**Data extract**
[start]

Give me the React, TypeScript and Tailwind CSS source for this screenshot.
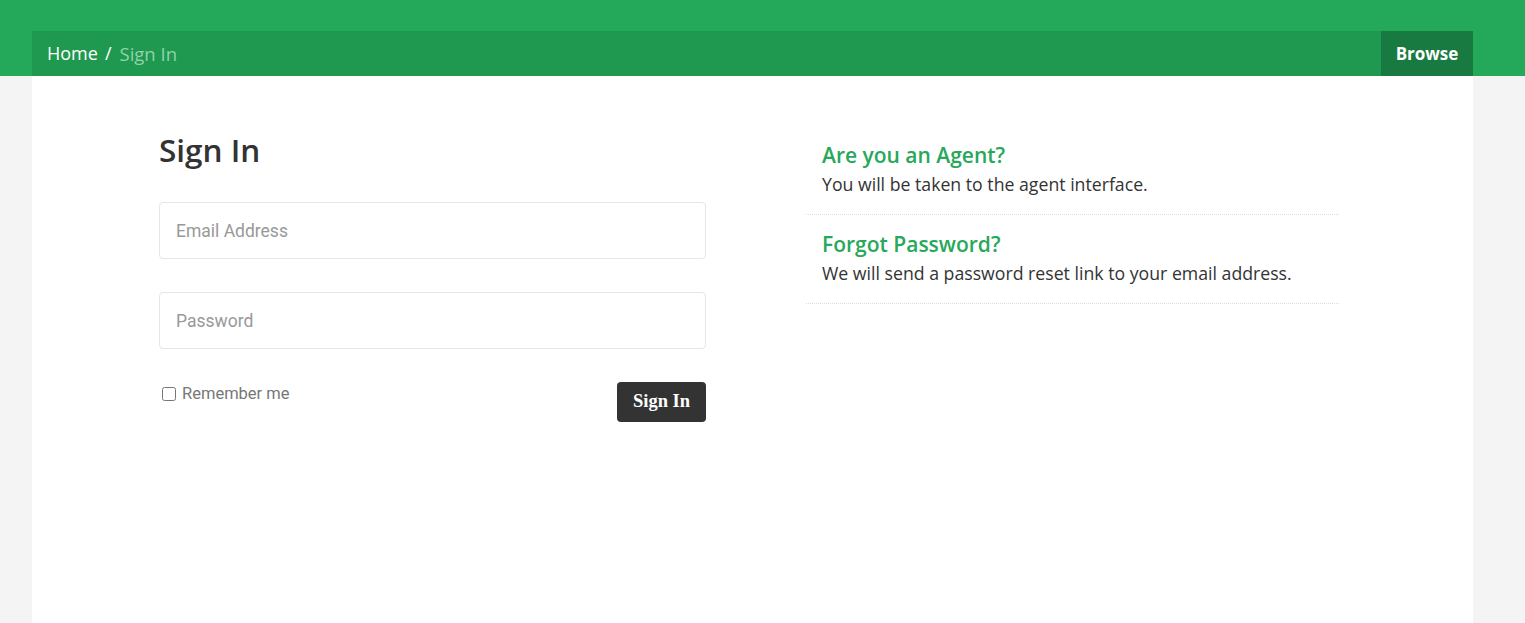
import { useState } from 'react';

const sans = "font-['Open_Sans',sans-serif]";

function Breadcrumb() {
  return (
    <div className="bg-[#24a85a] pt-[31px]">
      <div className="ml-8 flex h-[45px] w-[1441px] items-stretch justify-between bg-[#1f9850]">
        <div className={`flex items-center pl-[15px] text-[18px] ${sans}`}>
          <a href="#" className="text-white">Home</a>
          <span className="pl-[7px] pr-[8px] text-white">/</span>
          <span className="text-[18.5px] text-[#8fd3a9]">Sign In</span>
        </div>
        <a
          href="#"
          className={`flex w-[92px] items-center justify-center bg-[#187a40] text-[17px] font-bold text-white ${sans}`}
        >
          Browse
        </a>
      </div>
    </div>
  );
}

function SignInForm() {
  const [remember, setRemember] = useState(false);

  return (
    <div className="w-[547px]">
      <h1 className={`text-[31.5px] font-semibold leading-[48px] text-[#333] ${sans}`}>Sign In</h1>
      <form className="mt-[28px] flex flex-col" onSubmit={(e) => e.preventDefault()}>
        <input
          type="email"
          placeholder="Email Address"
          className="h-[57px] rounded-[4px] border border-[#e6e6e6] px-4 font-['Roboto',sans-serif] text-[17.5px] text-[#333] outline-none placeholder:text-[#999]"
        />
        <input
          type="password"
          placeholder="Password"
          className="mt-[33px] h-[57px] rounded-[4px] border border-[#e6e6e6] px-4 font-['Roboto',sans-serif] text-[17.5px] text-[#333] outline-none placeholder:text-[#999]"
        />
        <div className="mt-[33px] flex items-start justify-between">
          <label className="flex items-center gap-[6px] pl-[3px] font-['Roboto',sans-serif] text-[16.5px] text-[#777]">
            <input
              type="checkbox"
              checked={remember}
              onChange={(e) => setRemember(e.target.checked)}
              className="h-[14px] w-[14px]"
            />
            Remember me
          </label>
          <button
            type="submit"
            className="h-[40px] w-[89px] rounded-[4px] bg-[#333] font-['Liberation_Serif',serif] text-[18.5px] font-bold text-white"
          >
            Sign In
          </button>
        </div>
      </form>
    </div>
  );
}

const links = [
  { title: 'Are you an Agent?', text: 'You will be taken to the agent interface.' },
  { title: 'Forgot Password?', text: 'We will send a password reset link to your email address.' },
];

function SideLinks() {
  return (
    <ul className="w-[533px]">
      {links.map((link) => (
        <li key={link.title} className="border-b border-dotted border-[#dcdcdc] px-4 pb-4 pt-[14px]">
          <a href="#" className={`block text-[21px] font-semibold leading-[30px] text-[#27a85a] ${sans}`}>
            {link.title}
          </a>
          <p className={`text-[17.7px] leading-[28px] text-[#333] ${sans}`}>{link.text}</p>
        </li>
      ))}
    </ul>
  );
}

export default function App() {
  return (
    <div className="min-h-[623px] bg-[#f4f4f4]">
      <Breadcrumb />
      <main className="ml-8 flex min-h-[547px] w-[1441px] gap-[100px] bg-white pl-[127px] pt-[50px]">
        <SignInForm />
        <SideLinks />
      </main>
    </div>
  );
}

[end]
[start]

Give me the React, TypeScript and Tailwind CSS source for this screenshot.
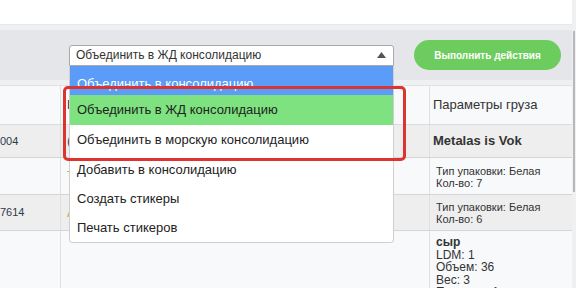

[end]
[start]

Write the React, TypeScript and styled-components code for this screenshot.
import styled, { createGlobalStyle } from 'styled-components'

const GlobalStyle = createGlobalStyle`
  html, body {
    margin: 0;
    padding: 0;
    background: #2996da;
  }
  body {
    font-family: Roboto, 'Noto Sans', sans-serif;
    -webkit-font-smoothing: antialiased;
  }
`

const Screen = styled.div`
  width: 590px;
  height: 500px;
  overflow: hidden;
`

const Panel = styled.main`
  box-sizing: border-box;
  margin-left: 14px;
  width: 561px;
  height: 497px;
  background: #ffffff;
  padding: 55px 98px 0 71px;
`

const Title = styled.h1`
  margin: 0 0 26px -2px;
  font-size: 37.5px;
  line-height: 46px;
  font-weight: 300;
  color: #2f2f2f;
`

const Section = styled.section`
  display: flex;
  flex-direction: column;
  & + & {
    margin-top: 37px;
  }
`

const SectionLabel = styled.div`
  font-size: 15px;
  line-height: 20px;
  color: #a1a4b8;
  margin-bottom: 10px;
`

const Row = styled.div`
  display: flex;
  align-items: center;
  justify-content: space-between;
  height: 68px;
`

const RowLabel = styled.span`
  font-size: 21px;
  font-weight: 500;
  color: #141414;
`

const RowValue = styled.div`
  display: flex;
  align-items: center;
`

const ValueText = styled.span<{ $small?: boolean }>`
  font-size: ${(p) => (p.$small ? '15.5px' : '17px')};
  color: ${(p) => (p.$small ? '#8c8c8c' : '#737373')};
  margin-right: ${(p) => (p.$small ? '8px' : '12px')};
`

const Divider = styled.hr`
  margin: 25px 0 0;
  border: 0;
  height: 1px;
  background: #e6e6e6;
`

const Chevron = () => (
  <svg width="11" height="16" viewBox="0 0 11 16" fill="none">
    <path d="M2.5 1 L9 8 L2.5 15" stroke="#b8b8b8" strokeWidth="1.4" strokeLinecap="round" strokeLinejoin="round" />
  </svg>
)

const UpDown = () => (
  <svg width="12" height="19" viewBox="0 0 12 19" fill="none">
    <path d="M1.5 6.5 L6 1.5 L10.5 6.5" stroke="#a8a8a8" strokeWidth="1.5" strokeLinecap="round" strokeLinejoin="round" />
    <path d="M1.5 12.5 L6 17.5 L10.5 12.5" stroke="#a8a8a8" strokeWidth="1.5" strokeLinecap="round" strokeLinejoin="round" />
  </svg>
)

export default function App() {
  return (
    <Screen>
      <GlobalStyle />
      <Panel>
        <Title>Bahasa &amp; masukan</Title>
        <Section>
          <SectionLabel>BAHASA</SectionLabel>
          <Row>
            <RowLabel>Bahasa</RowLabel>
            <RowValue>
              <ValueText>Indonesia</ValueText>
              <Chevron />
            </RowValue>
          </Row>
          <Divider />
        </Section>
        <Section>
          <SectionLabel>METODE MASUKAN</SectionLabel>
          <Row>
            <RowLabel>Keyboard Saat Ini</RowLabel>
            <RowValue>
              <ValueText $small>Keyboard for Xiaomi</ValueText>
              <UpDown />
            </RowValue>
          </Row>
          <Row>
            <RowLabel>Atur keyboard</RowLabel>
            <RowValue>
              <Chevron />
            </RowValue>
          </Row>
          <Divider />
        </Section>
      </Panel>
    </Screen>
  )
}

[end]

**Work instructions**
Compute the number of lines above that contain the string "components". Reply with that value only.

**Solution to this task**
2